Choose an 80 Plus Bronze or higher rated PSU from a reputable brand with a multi-year warranty. For a typical student build without a dedicated high-end GPU, a 550–650W unit provides ample headroom. Don''t undersize - a PSU running near its maximum output degrades faster. Don''t oversize into an expensive 850W unit either - match the PSU to your build''s actual needs with a reasonable buffer.
A quality PSU protects every component in your system. It''s the one area where the cheapest option is reliably the wrong choice.
Frequently Asked Questions
Q: Can a student build a capable PC for under R10,000 in South Africa in 2026? A: Yes, with careful component selection. A Ryzen 5 platform with 16GB RAM, a 500GB NVMe SSD, and a quality PSU can be assembled under R7,000 without a dedicated GPU - adequate for academic workloads and integrated graphics gaming. Adding a budget GPU pushes toward R10,000–R12,000 for a more capable gaming and content creation machine.

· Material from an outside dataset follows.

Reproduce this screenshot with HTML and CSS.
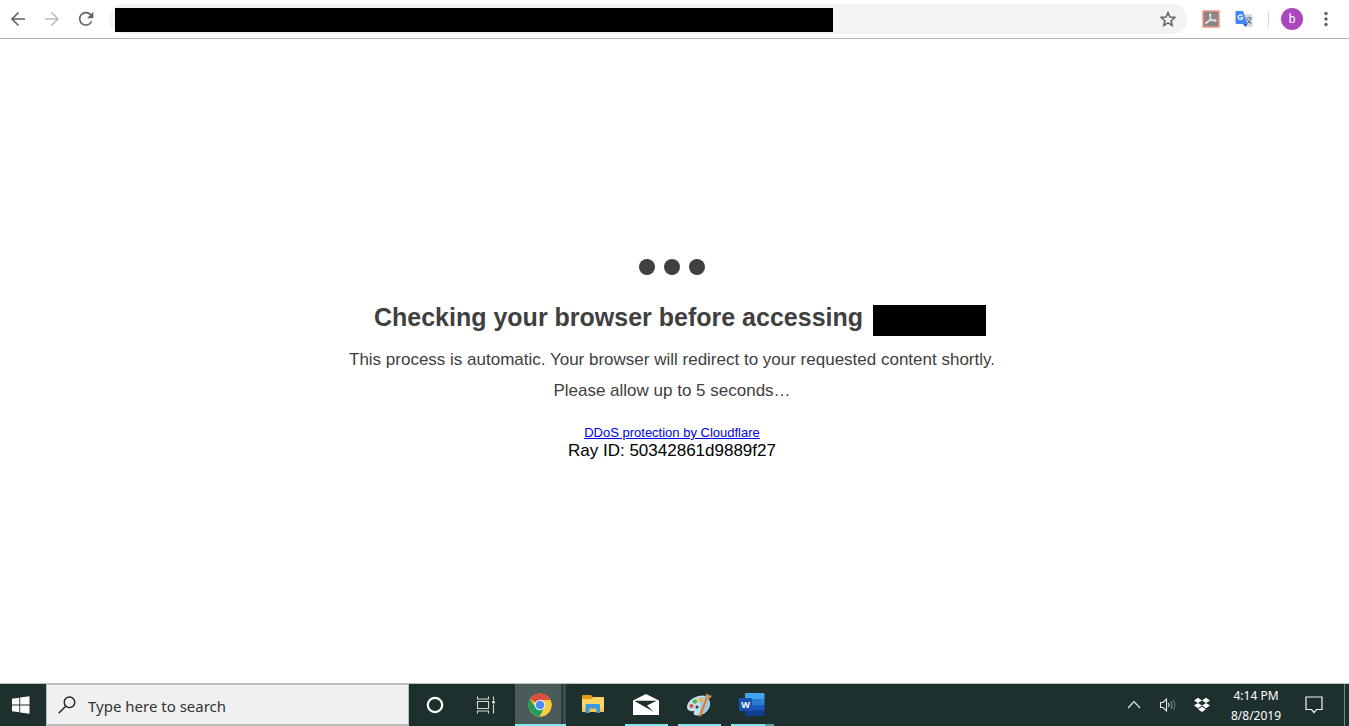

Q: Is a dedicated GPU necessary for a student PC? A: Not for most academic workloads. Word processing, web research, video calls, and basic media consumption run fine on modern integrated graphics. Students studying game design, video production, or 3D modelling will benefit from a dedicated GPU. Gamers should prioritise a GPU once the foundational components are covered.
Q: Should SA students buy a laptop or build a desktop? A: It depends on mobility needs. Students in res or digs who study primarily at a fixed desk get more performance per rand from a desktop build. Students who move between campus, libraries, and home benefit from a laptop''s portability. Many students run both - a capable budget laptop for campus use and a desktop build for home productivity and gaming.
Q: How much RAM do I need for a computer science or engineering degree? A: 16GB is the recommended minimum. Computer science students running IDEs, compilers, and virtual machines benefit from 32GB. Data science and machine learning workloads may demand even more. Plan ahead if your degree involves compute-heavy tools.